**Data block:**
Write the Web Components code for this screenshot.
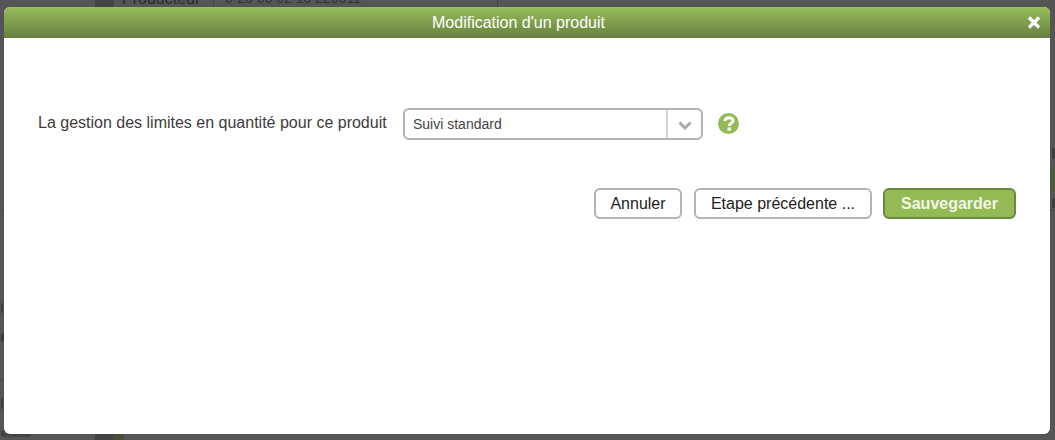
<!DOCTYPE html>
<html lang="fr">
<head>
<meta charset="utf-8">
<title>Modification d'un produit</title>
<style>
  html, body { margin: 0; height: 100%; background: #555; overflow: hidden; }
  body { font-family: "Liberation Sans", Arial, sans-serif; }
</style>
</head>
<body>
<page-behind></page-behind>
<product-dialog heading="Modification d'un produit">
  <form-row label="La gestion des limites en quantité pour ce produit">
    <drop-select value="Suivi standard"></drop-select>
    <help-icon></help-icon>
  </form-row>
  <dialog-actions>
    <action-button style="--w: 88px">Annuler</action-button>
    <action-button style="--w: 178px">Etape précédente ...</action-button>
    <action-button primary style="--w: 133px; margin-left: -1px">Sauvegarder</action-button>
  </dialog-actions>
</product-dialog>

<script>
  // the dimmed page behind the modal
  class PageBehind extends HTMLElement {
    constructor() {
      super();
      this.attachShadow({ mode: 'open' });
      this.shadowRoot.innerHTML = `
      <style>
        :host { position: absolute; inset: 0; display: block; overflow: hidden; color: #2a2a2a; font-size: 16px; }
        div { position: absolute; }
        .txt { white-space: nowrap; filter: blur(.6px); }
        .line { background: #494949; height: 1px; }
        .mark { border-radius: 2px; background: #3d3d3d; filter: blur(.7px); }
      </style>
      <div style="left:95px;top:0;width:18px;height:7px;background:#444"></div>
      <div style="left:113px;top:0;width:1px;height:7px;background:#444"></div>
      <div style="left:213px;top:0;width:1px;height:7px;background:#444"></div>
      <div style="left:497px;top:0;width:1px;height:7px;background:#444"></div>
      <div class="txt" style="left:122px;top:-10px">Producteur</div>
      <div class="txt" style="left:225px;top:-10px;font-size:14px;color:#333">0-20 00 02 10 220011</div>
      <div class="line" style="left:0;top:210px;width:5px"></div>
      <div class="line" style="left:0;top:380px;width:5px"></div>
      <div class="mark" style="left:1px;top:303px;width:2px;height:10px"></div>
      <div class="mark" style="left:1px;top:333px;width:3px;height:8px"></div>
      <div class="mark" style="left:1px;top:398px;width:2px;height:11px"></div>
      <div class="mark" style="left:1px;top:430px;width:30px;height:7px;background:#444"></div>
      <div style="left:95px;top:434px;width:18px;height:6px;background:#444"></div>
      <div style="left:113px;top:434px;width:11px;height:6px;background:#474f3a"></div>
      <div style="left:1050px;top:167px;width:5px;height:24px;background:#4f5a3c"></div>
      <div class="line" style="left:1050px;top:210px;width:5px"></div>
      <div class="mark" style="left:1052px;top:148px;width:3px;height:11px"></div>
      <div class="mark" style="left:1052px;top:198px;width:3px;height:10px"></div>
      `;
    }
  }
  customElements.define('page-behind', PageBehind);

  class ProductDialog extends HTMLElement {
    constructor() {
      super();
      this.attachShadow({ mode: 'open' });
      this.shadowRoot.innerHTML = `
      <style>
        :host {
          position: absolute;
          left: 4px; top: 7px;
          width: 1046px; height: 427px;
          display: flex;
          flex-direction: column;
          background: #fff;
          border-radius: 6px;
          overflow: hidden;
        }
        header {
          height: 31px;
          display: flex;
          align-items: center;
          justify-content: center;
          position: relative;
          background: linear-gradient(#98bd5c, #678040);
          color: #fff;
          font-size: 16px;
          padding-right: 17px;
        }
        header svg { position: absolute; right: 9px; top: 9px; }
        main { flex: 1; padding: 70px 34px 0; }
      </style>
      <header>
        <span id="title"></span>
        <svg width="14" height="13" viewBox="0 0 14 13"><path d="M2 1.5 12 11.5M12 1.5 2 11.5" stroke="#fff" stroke-width="3.2" fill="none"/></svg>
      </header>
      <main><slot></slot></main>
      `;
      this.shadowRoot.getElementById('title').textContent = this.getAttribute('heading');
    }
  }
  customElements.define('product-dialog', ProductDialog);

  class FormRow extends HTMLElement {
    constructor() {
      super();
      this.attachShadow({ mode: 'open' });
      this.shadowRoot.innerHTML = `
      <style>
        :host { display: flex; align-items: center; height: 32px; color: #3c3c3c; font-size: 16px; }
        label { width: 365px; flex: none; position: relative; top: -1px; }
      </style>
      <label></label><slot></slot>
      `;
      this.shadowRoot.querySelector('label').textContent = this.getAttribute('label');
    }
  }
  customElements.define('form-row', FormRow);

  class DropSelect extends HTMLElement {
    constructor() {
      super();
      this.attachShadow({ mode: 'open' });
      this.shadowRoot.innerHTML = `
      <style>
        :host {
          box-sizing: border-box;
          width: 300px; height: 32px;
          display: flex;
          align-items: center;
          border: 2px solid #b3b3b3;
          border-radius: 6px;
          font-size: 14px;
          color: #444;
          background: #fff;
        }
        span { flex: 1; padding-left: 8px; }
        div {
          width: 33px; height: 100%;
          flex: none;
          display: flex;
          align-items: center;
          justify-content: center;
          border-left: 2px solid #d4d4d4;
        }
        svg { margin-top: 2px; }
      </style>
      <span></span>
      <div><svg width="14" height="9" viewBox="0 0 14 9"><path d="M1.5 1.5 7 7l5.500-5.500" stroke="#aaa" stroke-width="3" fill="none"/></svg></div>
      `;
      this.shadowRoot.querySelector('span').textContent = this.getAttribute('value');
    }
  }
  customElements.define('drop-select', DropSelect);

  class HelpIcon extends HTMLElement {
    constructor() {
      super();
      this.attachShadow({ mode: 'open' });
      this.shadowRoot.innerHTML = `
      <style>
        :host {
          box-sizing: border-box;
          width: 21px; height: 21px;
          margin-left: 15px;
          margin-bottom: 2px;
          display: flex;
          align-items: center;
          justify-content: center;
          border-radius: 50%;
          background: #93ba55;
        }
        svg { display: block; }
      </style>
      <svg width="12" height="15" viewBox="0 0 12 15">
        <path d="M2 5C2 2.800 3.800 1.700 6 1.700 8.200 1.700 10 2.900 10 4.700 10 7.300 6.200 7.200 6.200 10" stroke="#fff" stroke-width="3" fill="none"/>
        <rect x="4.500" y="11.500" width="3.400" height="3.200" fill="#fff"/>
      </svg>
      `;
    }
  }
  customElements.define('help-icon', HelpIcon);

  class DialogActions extends HTMLElement {
    constructor() {
      super();
      this.attachShadow({ mode: 'open' });
      this.shadowRoot.innerHTML = `
      <style>
        :host { display: flex; justify-content: flex-end; gap: 12px; margin-top: 48px; }
      </style>
      <slot></slot>
      `;
    }
  }
  customElements.define('dialog-actions', DialogActions);

  class ActionButton extends HTMLElement {
    constructor() {
      super();
      this.attachShadow({ mode: 'open' });
      this.shadowRoot.innerHTML = `
      <style>
        :host {
          box-sizing: border-box;
          width: var(--w);
          height: 31px;
          display: flex;
          align-items: center;
          justify-content: center;
          border: 2px solid #b3b3b3;
          border-radius: 6px;
          background: #fff;
          color: #222;
          font-size: 16px;
        }
        :host([primary]) {
          background: #93ba55;
          border-color: #6b8840;
          color: #f2f6e8;
          font-weight: bold;
        }
      </style>
      <slot></slot>
      `;
    }
  }
  customElements.define('action-button', ActionButton);
</script>
</body>
</html>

**What this task involves:** Copy the data character for character, but drop all pictures from the copy.

**Response for this exercise:**
Write the Web Components code for this screenshot.
<!DOCTYPE html>
<html lang="fr">
<head>
<meta charset="utf-8">
<title>Modification d'un produit</title>
<style>
  html, body { margin: 0; height: 100%; background: #555; overflow: hidden; }
  body { font-family: "Liberation Sans", Arial, sans-serif; }
</style>
</head>
<body>
<page-behind></page-behind>
<product-dialog heading="Modification d'un produit">
  <form-row label="La gestion des limites en quantité pour ce produit">
    <drop-select value="Suivi standard"></drop-select>
    <help-icon></help-icon>
  </form-row>
  <dialog-actions>
    <action-button style="--w: 88px">Annuler</action-button>
    <action-button style="--w: 178px">Etape précédente ...</action-button>
    <action-button primary style="--w: 133px; margin-left: -1px">Sauvegarder</action-button>
  </dialog-actions>
</product-dialog>

<script>
  // the dimmed page behind the modal
  class PageBehind extends HTMLElement {
    constructor() {
      super();
      this.attachShadow({ mode: 'open' });
      this.shadowRoot.innerHTML = `
      <style>
        :host { position: absolute; inset: 0; display: block; overflow: hidden; color: #2a2a2a; font-size: 16px; }
        div { position: absolute; }
        .txt { white-space: nowrap; filter: blur(.6px); }
        .line { background: #494949; height: 1px; }
        .mark { border-radius: 2px; background: #3d3d3d; filter: blur(.7px); }
      </style>
      <div style="left:95px;top:0;width:18px;height:7px;background:#444"></div>
      <div style="left:113px;top:0;width:1px;height:7px;background:#444"></div>
      <div style="left:213px;top:0;width:1px;height:7px;background:#444"></div>
      <div style="left:497px;top:0;width:1px;height:7px;background:#444"></div>
      <div class="txt" style="left:122px;top:-10px">Producteur</div>
      <div class="txt" style="left:225px;top:-10px;font-size:14px;color:#333">0-20 00 02 10 220011</div>
      <div class="line" style="left:0;top:210px;width:5px"></div>
      <div class="line" style="left:0;top:380px;width:5px"></div>
      <div class="mark" style="left:1px;top:303px;width:2px;height:10px"></div>
      <div class="mark" style="left:1px;top:333px;width:3px;height:8px"></div>
      <div class="mark" style="left:1px;top:398px;width:2px;height:11px"></div>
      <div class="mark" style="left:1px;top:430px;width:30px;height:7px;background:#444"></div>
      <div style="left:95px;top:434px;width:18px;height:6px;background:#444"></div>
      <div style="left:113px;top:434px;width:11px;height:6px;background:#474f3a"></div>
      <div style="left:1050px;top:167px;width:5px;height:24px;background:#4f5a3c"></div>
      <div class="line" style="left:1050px;top:210px;width:5px"></div>
      <div class="mark" style="left:1052px;top:148px;width:3px;height:11px"></div>
      <div class="mark" style="left:1052px;top:198px;width:3px;height:10px"></div>
      `;
    }
  }
  customElements.define('page-behind', PageBehind);

  class ProductDialog extends HTMLElement {
    constructor() {
      super();
      this.attachShadow({ mode: 'open' });
      this.shadowRoot.innerHTML = `
      <style>
        :host {
          position: absolute;
          left: 4px; top: 7px;
          width: 1046px; height: 427px;
          display: flex;
          flex-direction: column;
          background: #fff;
          border-radius: 6px;
          overflow: hidden;
        }
        header {
          height: 31px;
          display: flex;
          align-items: center;
          justify-content: center;
          position: relative;
          background: linear-gradient(#98bd5c, #678040);
          color: #fff;
          font-size: 16px;
          padding-right: 17px;
        }
        header svg { position: absolute; right: 9px; top: 9px; }
        main { flex: 1; padding: 70px 34px 0; }
      </style>
      <header>
        <span id="title"></span>
        <svg width="14" height="13" viewBox="0 0 14 13"><path d="M2 1.5 12 11.5M12 1.5 2 11.5" stroke="#fff" stroke-width="3.2" fill="none"/></svg>
      </header>
      <main><slot></slot></main>
      `;
      this.shadowRoot.getElementById('title').textContent = this.getAttribute('heading');
    }
  }
  customElements.define('product-dialog', ProductDialog);

  class FormRow extends HTMLElement {
    constructor() {
      super();
      this.attachShadow({ mode: 'open' });
      this.shadowRoot.innerHTML = `
      <style>
        :host { display: flex; align-items: center; height: 32px; color: #3c3c3c; font-size: 16px; }
        label { width: 365px; flex: none; position: relative; top: -1px; }
      </style>
      <label></label><slot></slot>
      `;
      this.shadowRoot.querySelector('label').textContent = this.getAttribute('label');
    }
  }
  customElements.define('form-row', FormRow);

  class DropSelect extends HTMLElement {
    constructor() {
      super();
      this.attachShadow({ mode: 'open' });
      this.shadowRoot.innerHTML = `
      <style>
        :host {
          box-sizing: border-box;
          width: 300px; height: 32px;
          display: flex;
          align-items: center;
          border: 2px solid #b3b3b3;
          border-radius: 6px;
          font-size: 14px;
          color: #444;
          background: #fff;
        }
        span { flex: 1; padding-left: 8px; }
        div {
          width: 33px; height: 100%;
          flex: none;
          display: flex;
          align-items: center;
          justify-content: center;
          border-left: 2px solid #d4d4d4;
        }
        svg { margin-top: 2px; }
      </style>
      <span></span>
      <div><svg width="14" height="9" viewBox="0 0 14 9"><path d="M1.5 1.5 7 7l5.500-5.500" stroke="#aaa" stroke-width="3" fill="none"/></svg></div>
      `;
      this.shadowRoot.querySelector('span').textContent = this.getAttribute('value');
    }
  }
  customElements.define('drop-select', DropSelect);

  class HelpIcon extends HTMLElement {
    constructor() {
      super();
      this.attachShadow({ mode: 'open' });
      this.shadowRoot.innerHTML = `
      <style>
        :host {
          box-sizing: border-box;
          width: 21px; height: 21px;
          margin-left: 15px;
          margin-bottom: 2px;
          display: flex;
          align-items: center;
          justify-content: center;
          border-radius: 50%;
          background: #93ba55;
        }
        svg { display: block; }
      </style>
      <svg width="12" height="15" viewBox="0 0 12 15">
        <path d="M2 5C2 2.800 3.800 1.700 6 1.700 8.200 1.700 10 2.900 10 4.700 10 7.300 6.200 7.200 6.200 10" stroke="#fff" stroke-width="3" fill="none"/>
        <rect x="4.500" y="11.500" width="3.400" height="3.200" fill="#fff"/>
      </svg>
      `;
    }
  }
  customElements.define('help-icon', HelpIcon);

  class DialogActions extends HTMLElement {
    constructor() {
      super();
      this.attachShadow({ mode: 'open' });
      this.shadowRoot.innerHTML = `
      <style>
        :host { display: flex; justify-content: flex-end; gap: 12px; margin-top: 48px; }
      </style>
      <slot></slot>
      `;
    }
  }
  customElements.define('dialog-actions', DialogActions);

  class ActionButton extends HTMLElement {
    constructor() {
      super();
      this.attachShadow({ mode: 'open' });
      this.shadowRoot.innerHTML = `
      <style>
        :host {
          box-sizing: border-box;
          width: var(--w);
          height: 31px;
          display: flex;
          align-items: center;
          justify-content: center;
          border: 2px solid #b3b3b3;
          border-radius: 6px;
          background: #fff;
          color: #222;
          font-size: 16px;
        }
        :host([primary]) {
          background: #93ba55;
          border-color: #6b8840;
          color: #f2f6e8;
          font-weight: bold;
        }
      </style>
      <slot></slot>
      `;
    }
  }
  customElements.define('action-button', ActionButton);
</script>
</body>
</html>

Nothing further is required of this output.